### SOURCE DATA
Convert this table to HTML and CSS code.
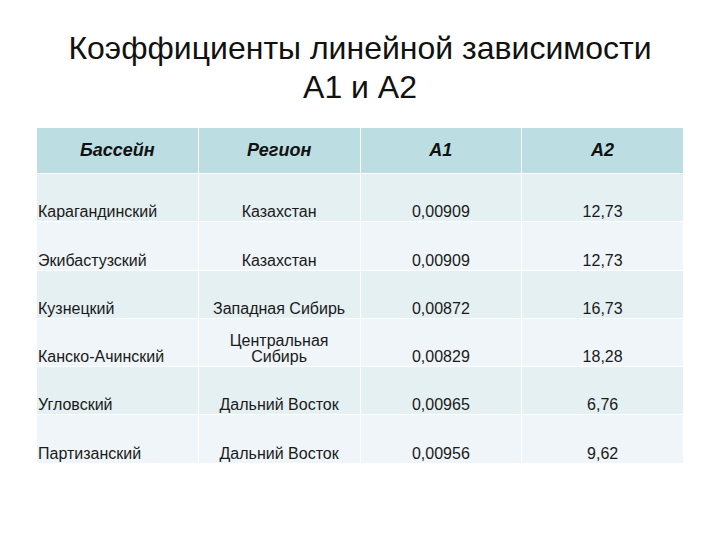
FILE: index.html
```html
<!DOCTYPE html>
<html lang="ru">
<head>
<meta charset="utf-8">
<title>Коэффициенты линейной зависимости</title>
<link rel="stylesheet" href="styles.css">
</head>
<body>
<div class="slide">
  <h1 class="title">Коэффициенты линейной зависимости<br>A1 и A2</h1>
  <table class="coef">
    <thead>
      <tr>
        <th>Бассейн</th>
        <th>Регион</th>
        <th>A1</th>
        <th>A2</th>
      </tr>
    </thead>
    <tbody>
      <tr class="odd">
        <td class="name">Карагандинский</td>
        <td>Казахстан</td>
        <td>0,00909</td>
        <td>12,73</td>
      </tr>
      <tr class="even">
        <td class="name">Экибастузский</td>
        <td>Казахстан</td>
        <td>0,00909</td>
        <td>12,73</td>
      </tr>
      <tr class="odd">
        <td class="name">Кузнецкий</td>
        <td>Западная Сибирь</td>
        <td>0,00872</td>
        <td>16,73</td>
      </tr>
      <tr class="even">
        <td class="name">Канско-Ачинский</td>
        <td>Центральная<br>Сибирь</td>
        <td>0,00829</td>
        <td>18,28</td>
      </tr>
      <tr class="odd">
        <td class="name">Угловский</td>
        <td>Дальний Восток</td>
        <td>0,00965</td>
        <td>6,76</td>
      </tr>
      <tr class="even">
        <td class="name">Партизанский</td>
        <td>Дальний Восток</td>
        <td>0,00956</td>
        <td>9,62</td>
      </tr>
    </tbody>
  </table>
</div>
</body>
</html>
```
FILE: styles.css
```css
html, body {
  margin: 0;
  padding: 0;
  background: #ffffff;
}

body {
  font-family: "Liberation Sans", Arial, sans-serif;
  color: #111;
}

.slide {
  width: 720px;
  height: 540px;
  padding: 29px 0 0 36px;
  box-sizing: border-box;
}

.title {
  margin: 0 0 20px -36px;
  width: 720px;
  text-align: center;
  font-weight: normal;
  font-size: 32px;
  line-height: 39px;
  color: #111;
}

.coef {
  width: 648px;
  border-collapse: collapse;
  table-layout: fixed;
  font-size: 16px;
}

.coef th,
.coef td {
  border: 1px solid #ffffff;
  width: 25%;
  text-align: center;
}

.coef th {
  height: 45px;
  padding: 0;
  background: #bcdde2;
  font-size: 18px;
  font-weight: bold;
  font-style: italic;
  color: #111;
  vertical-align: middle;
}

.coef td {
  height: 46.3px;
  padding: 0 0 1px;
  vertical-align: bottom;
  line-height: 16px;
  color: #1a1a1a;
}

.coef tr.odd td {
  background: #e5f0f2;
}

.coef tr.even td {
  background: #eff5f8;
}

.coef td.name {
  text-align: left;
  padding-left: 1px;
}
```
######
* _EXERCISE REQUIREMENTS_
Transcribe the listing above verbatim. Omit the pictures.

* _FINAL ANSWER_
Convert this table to HTML and CSS code.
FILE: index.html
```html
<!DOCTYPE html>
<html lang="ru">
<head>
<meta charset="utf-8">
<title>Коэффициенты линейной зависимости</title>
<link rel="stylesheet" href="styles.css">
</head>
<body>
<div class="slide">
  <h1 class="title">Коэффициенты линейной зависимости<br>A1 и A2</h1>
  <table class="coef">
    <thead>
      <tr>
        <th>Бассейн</th>
        <th>Регион</th>
        <th>A1</th>
        <th>A2</th>
      </tr>
    </thead>
    <tbody>
      <tr class="odd">
        <td class="name">Карагандинский</td>
        <td>Казахстан</td>
        <td>0,00909</td>
        <td>12,73</td>
      </tr>
      <tr class="even">
        <td class="name">Экибастузский</td>
        <td>Казахстан</td>
        <td>0,00909</td>
        <td>12,73</td>
      </tr>
      <tr class="odd">
        <td class="name">Кузнецкий</td>
        <td>Западная Сибирь</td>
        <td>0,00872</td>
        <td>16,73</td>
      </tr>
      <tr class="even">
        <td class="name">Канско-Ачинский</td>
        <td>Центральная<br>Сибирь</td>
        <td>0,00829</td>
        <td>18,28</td>
      </tr>
      <tr class="odd">
        <td class="name">Угловский</td>
        <td>Дальний Восток</td>
        <td>0,00965</td>
        <td>6,76</td>
      </tr>
      <tr class="even">
        <td class="name">Партизанский</td>
        <td>Дальний Восток</td>
        <td>0,00956</td>
        <td>9,62</td>
      </tr>
    </tbody>
  </table>
</div>
</body>
</html>
```
FILE: styles.css
```css
html, body {
  margin: 0;
  padding: 0;
  background: #ffffff;
}

body {
  font-family: "Liberation Sans", Arial, sans-serif;
  color: #111;
}

.slide {
  width: 720px;
  height: 540px;
  padding: 29px 0 0 36px;
  box-sizing: border-box;
}

.title {
  margin: 0 0 20px -36px;
  width: 720px;
  text-align: center;
  font-weight: normal;
  font-size: 32px;
  line-height: 39px;
  color: #111;
}

.coef {
  width: 648px;
  border-collapse: collapse;
  table-layout: fixed;
  font-size: 16px;
}

.coef th,
.coef td {
  border: 1px solid #ffffff;
  width: 25%;
  text-align: center;
}

.coef th {
  height: 45px;
  padding: 0;
  background: #bcdde2;
  font-size: 18px;
  font-weight: bold;
  font-style: italic;
  color: #111;
  vertical-align: middle;
}

.coef td {
  height: 46.3px;
  padding: 0 0 1px;
  vertical-align: bottom;
  line-height: 16px;
  color: #1a1a1a;
}

.coef tr.odd td {
  background: #e5f0f2;
}

.coef tr.even td {
  background: #eff5f8;
}

.coef td.name {
  text-align: left;
  padding-left: 1px;
}
```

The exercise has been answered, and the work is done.